Who Is Subject to BEAT?
Corporations with average annual gross receipts over $500 million (over a 3-year period).
A base erosion percentage (total base erosion tax benefits / total deductions) of 3% or higher (or 2% or higher for banks and certain financial institutions).
Mechanism of BEAT
BEAT imposes a minimum tax if the corporation’s modified taxable income, recalculating certain deductions for payments to foreign affiliates, exceeds a threshold. If a corporation’s BEAT liability exceeds its regular tax liability, the incremental difference becomes payable as the BEAT amount.
Examples of Base Erosion Payments
Management fees or royalties paid to a foreign parent or subsidiary.
Transfers of intangible property to low-tax jurisdictions.
Certain interest expenses paid to foreign related parties.
Mitigating BEAT Exposure
Restricting or restructuring related-party payments to reduce base erosion payments.
Shifting certain functions or intellectual property into the U.S. or higher-tax jurisdictions (counterintuitive yet sometimes beneficial if it reduces the incremental BEAT liability).
Monitoring annual gross receipts and base erosion percentage to remain under thresholds, though this is more challenging for large multinational enterprises.
Cross-Border Strategies and Considerations
Selecting an optimal approach to foreign operations and managing international tax exposures requires careful planning and continues to evolve with regulatory changes.

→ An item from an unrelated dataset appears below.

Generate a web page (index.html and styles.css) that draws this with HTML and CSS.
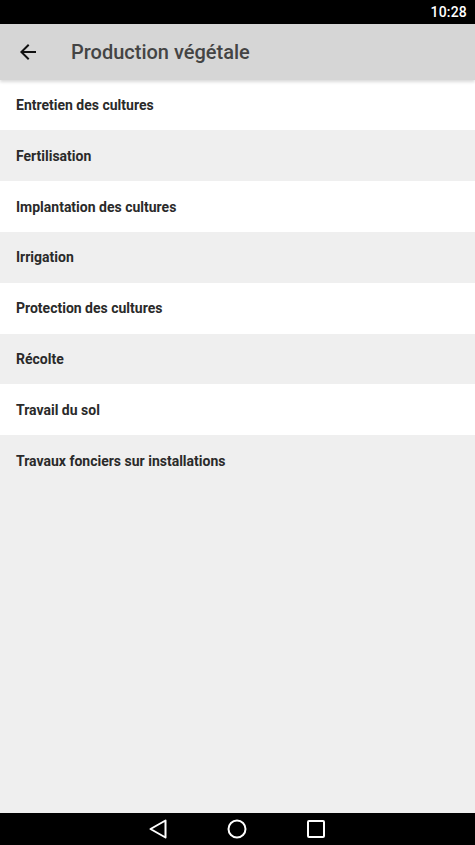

Key considerations include:
Choice of Business Entity Abroad
Evaluate the nature of business operations, local legal requirements, and potential tax treaties.
Align your choice—branch or subsidiary—with profitability forecasts and liability concerns.
Transfer Pricing Compliance
Properly document arm’s-length prices for intercompany transactions.
Inadequate transfer pricing can trigger double taxation or adjustments by the IRS, plus penalties.
Utilizing Tax Treaties
Many bilateral tax treaties provide relief from double taxation through reduced withholding rates or permanent establishment thresholds.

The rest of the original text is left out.